/---
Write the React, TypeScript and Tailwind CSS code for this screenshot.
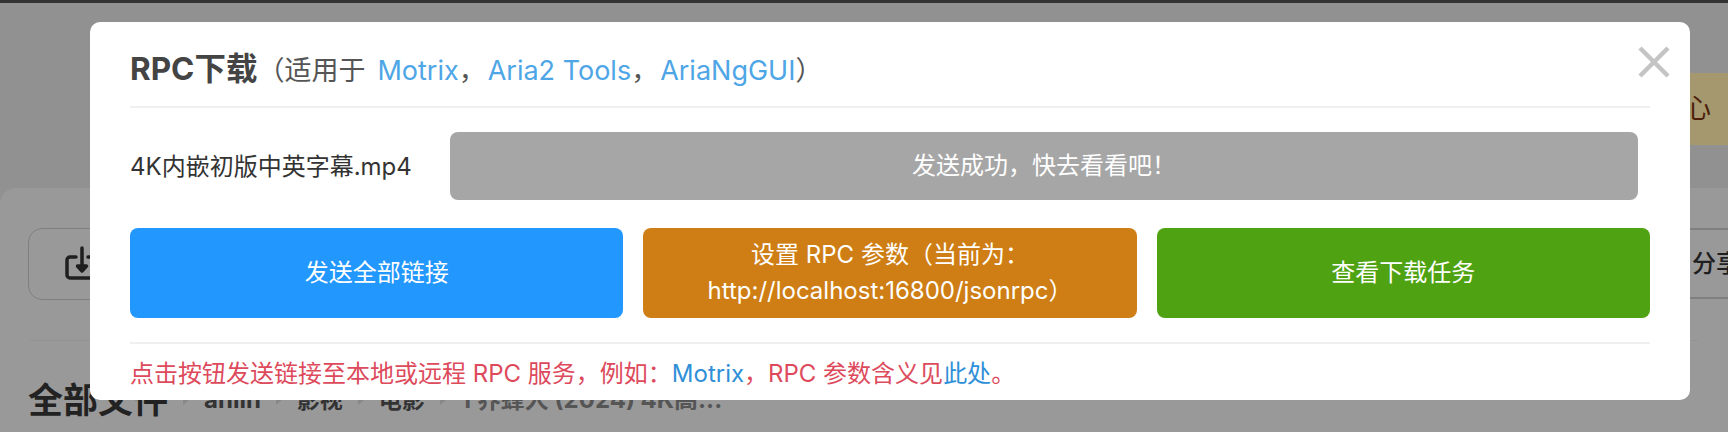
const cjk = "font-['Inter','Noto_Sans_CJK_SC',sans-serif]"

function Chevron() {
  return <span className="w-0 h-0 border-y-[5px] border-y-transparent border-l-[6px] border-l-[#888888]" />
}

function Backdrop() {
  return (
    <div className="h-[432px] bg-[#919191]">
      <div className="h-[3px] bg-[#333333]" />
      <div className="mt-[70px] ml-[1690px] h-[72px] bg-[#a5986f] pt-[18px] text-[27px] leading-[36px] text-[#4d1f0a]">
        <span className="block -ml-[6px]">心</span>
      </div>
      <div className="mt-[43px] h-[244px] rounded-tl-[16px] bg-[#999999] pt-[40px]">
        <div className="flex justify-between h-[71px] pl-[28px]">
          <div className="w-[300px] h-[72px] rounded-[14px] border border-[#7f7f7f] pl-[36px] pt-[17px]">
            <svg width="34" height="36" viewBox="0 0 34 36" fill="none" stroke="#1f1f1f" strokeWidth="3.5" strokeLinecap="round" strokeLinejoin="round">
              <path d="M11 11H5a3 3 0 0 0-3 3v15a3 3 0 0 0 3 3h24a3 3 0 0 0 3-3V14a3 3 0 0 0-3-3h-6" />
              <path d="M17 2v20" />
              <path d="M12.5 20l4.500 5 4.500-5z" fill="#1f1f1f" />
            </svg>
          </div>
          <div className="w-[38px] border-y-2 border-[#7f7f7f] pl-[2px] text-[24px] leading-[67px] font-medium text-[#1f1f1f] whitespace-nowrap overflow-hidden">
            分享
          </div>
        </div>
        <div className="mt-[41px] mx-[30px] border-t border-[#939393]" />
        <div className="mt-[37px] pl-[28px] flex items-center gap-[15px] h-[44px] whitespace-nowrap">
          <span className="text-[35px] font-bold text-[#222222]">全部文件</span>
          <Chevron />
          <span className="text-[24px] font-bold text-[#333333]">anlin</span>
          <Chevron />
          <span className="text-[23px] font-bold text-[#333333]">影视</span>
          <Chevron />
          <span className="text-[23px] font-bold text-[#333333]">电影</span>
          <Chevron />
          <span className="text-[24px] font-bold text-[#555555]">1 养蜂人 (2024) 4K高...</span>
        </div>
      </div>
    </div>
  )
}

export default function App() {
  return (
    <div className={`relative w-[1728px] h-[432px] overflow-hidden ${cjk}`}>
      <Backdrop />

      <div className="absolute left-[90px] top-[22px] w-[1600px] h-[378px] rounded-[10px] bg-white px-[40px]">
        <button className="absolute right-[20px] top-[24px] text-[#c4c4c4]">
          <svg width="32" height="32" viewBox="0 0 32 32" stroke="currentColor" strokeWidth="4.5">
            <path d="M2 2l28 28M30 2L2 30" />
          </svg>
        </button>

        <div className="h-[86px] pt-[27px] border-b-2 border-[#f0f0f0] flex items-baseline text-[27px] leading-[40px] text-[#555555] whitespace-nowrap">
          <span className="text-[31.5px] font-bold text-[#444444]">RPC下载</span>
          <span className="mr-[12px]">（适用于</span>
          <span className="text-[#4ea6e6]">Motrix</span>
          <span className="mr-[2px]">，</span>
          <span className="text-[#4ea6e6]">Aria2 Tools</span>
          <span className="mr-[2px]">，</span>
          <span className="text-[#4ea6e6]">AriaNgGUI</span>
          <span>）</span>
        </div>

        <div className="flex items-center mt-[24px] h-[68px]">
          <div className="w-[320px] pt-[2px] text-[24px] text-[#333333] whitespace-nowrap">4K内嵌初版中英字幕.mp4</div>
          <div className="w-[1188px] h-[68px] rounded-[8px] bg-[#a6a6a6] flex items-center justify-center text-[24px] text-white">
            发送成功，快去看看吧！
          </div>
        </div>

        <div className="grid grid-cols-3 gap-[20px] mt-[28px] text-[24px] leading-[36px] text-white text-center">
          <button className="h-[90px] rounded-[8px] bg-[#2298fe]">发送全部链接</button>
          <button className="h-[90px] rounded-[8px] bg-[#ce7e14]">
            设置 RPC 参数（当前为：
            <br />
            http://localhost:16800/jsonrpc）
          </button>
          <button className="h-[90px] rounded-[8px] bg-[#4fa312]">查看下载任务</button>
        </div>

        <div className="mt-[24px] border-t-2 border-[#f0f0f0] pt-[12px] text-[24px] leading-[36px] text-[#dd4a5c] whitespace-nowrap">
          点击按钮发送链接至本地或远程 RPC 服务，例如：<span className="text-[#2f8fd8]">Motrix</span>，RPC 参数含义见<span className="text-[#2f8fd8]">此处</span>。
        </div>
      </div>
    </div>
  )
}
\---
Stated problem: Reproduce all of the material above word for word. Omit the pictures.

Solution to the exercise:
Write the React, TypeScript and Tailwind CSS code for this screenshot.
const cjk = "font-['Inter','Noto_Sans_CJK_SC',sans-serif]"

function Chevron() {
  return <span className="w-0 h-0 border-y-[5px] border-y-transparent border-l-[6px] border-l-[#888888]" />
}

function Backdrop() {
  return (
    <div className="h-[432px] bg-[#919191]">
      <div className="h-[3px] bg-[#333333]" />
      <div className="mt-[70px] ml-[1690px] h-[72px] bg-[#a5986f] pt-[18px] text-[27px] leading-[36px] text-[#4d1f0a]">
        <span className="block -ml-[6px]">心</span>
      </div>
      <div className="mt-[43px] h-[244px] rounded-tl-[16px] bg-[#999999] pt-[40px]">
        <div className="flex justify-between h-[71px] pl-[28px]">
          <div className="w-[300px] h-[72px] rounded-[14px] border border-[#7f7f7f] pl-[36px] pt-[17px]">
            <svg width="34" height="36" viewBox="0 0 34 36" fill="none" stroke="#1f1f1f" strokeWidth="3.5" strokeLinecap="round" strokeLinejoin="round">
              <path d="M11 11H5a3 3 0 0 0-3 3v15a3 3 0 0 0 3 3h24a3 3 0 0 0 3-3V14a3 3 0 0 0-3-3h-6" />
              <path d="M17 2v20" />
              <path d="M12.5 20l4.500 5 4.500-5z" fill="#1f1f1f" />
            </svg>
          </div>
          <div className="w-[38px] border-y-2 border-[#7f7f7f] pl-[2px] text-[24px] leading-[67px] font-medium text-[#1f1f1f] whitespace-nowrap overflow-hidden">
            分享
          </div>
        </div>
        <div className="mt-[41px] mx-[30px] border-t border-[#939393]" />
        <div className="mt-[37px] pl-[28px] flex items-center gap-[15px] h-[44px] whitespace-nowrap">
          <span className="text-[35px] font-bold text-[#222222]">全部文件</span>
          <Chevron />
          <span className="text-[24px] font-bold text-[#333333]">anlin</span>
          <Chevron />
          <span className="text-[23px] font-bold text-[#333333]">影视</span>
          <Chevron />
          <span className="text-[23px] font-bold text-[#333333]">电影</span>
          <Chevron />
          <span className="text-[24px] font-bold text-[#555555]">1 养蜂人 (2024) 4K高...</span>
        </div>
      </div>
    </div>
  )
}

export default function App() {
  return (
    <div className={`relative w-[1728px] h-[432px] overflow-hidden ${cjk}`}>
      <Backdrop />

      <div className="absolute left-[90px] top-[22px] w-[1600px] h-[378px] rounded-[10px] bg-white px-[40px]">
        <button className="absolute right-[20px] top-[24px] text-[#c4c4c4]">
          <svg width="32" height="32" viewBox="0 0 32 32" stroke="currentColor" strokeWidth="4.5">
            <path d="M2 2l28 28M30 2L2 30" />
          </svg>
        </button>

        <div className="h-[86px] pt-[27px] border-b-2 border-[#f0f0f0] flex items-baseline text-[27px] leading-[40px] text-[#555555] whitespace-nowrap">
          <span className="text-[31.5px] font-bold text-[#444444]">RPC下载</span>
          <span className="mr-[12px]">（适用于</span>
          <span className="text-[#4ea6e6]">Motrix</span>
          <span className="mr-[2px]">，</span>
          <span className="text-[#4ea6e6]">Aria2 Tools</span>
          <span className="mr-[2px]">，</span>
          <span className="text-[#4ea6e6]">AriaNgGUI</span>
          <span>）</span>
        </div>

        <div className="flex items-center mt-[24px] h-[68px]">
          <div className="w-[320px] pt-[2px] text-[24px] text-[#333333] whitespace-nowrap">4K内嵌初版中英字幕.mp4</div>
          <div className="w-[1188px] h-[68px] rounded-[8px] bg-[#a6a6a6] flex items-center justify-center text-[24px] text-white">
            发送成功，快去看看吧！
          </div>
        </div>

        <div className="grid grid-cols-3 gap-[20px] mt-[28px] text-[24px] leading-[36px] text-white text-center">
          <button className="h-[90px] rounded-[8px] bg-[#2298fe]">发送全部链接</button>
          <button className="h-[90px] rounded-[8px] bg-[#ce7e14]">
            设置 RPC 参数（当前为：
            <br />
            http://localhost:16800/jsonrpc）
          </button>
          <button className="h-[90px] rounded-[8px] bg-[#4fa312]">查看下载任务</button>
        </div>

        <div className="mt-[24px] border-t-2 border-[#f0f0f0] pt-[12px] text-[24px] leading-[36px] text-[#dd4a5c] whitespace-nowrap">
          点击按钮发送链接至本地或远程 RPC 服务，例如：<span className="text-[#2f8fd8]">Motrix</span>，RPC 参数含义见<span className="text-[#2f8fd8]">此处</span>。
        </div>
      </div>
    </div>
  )
}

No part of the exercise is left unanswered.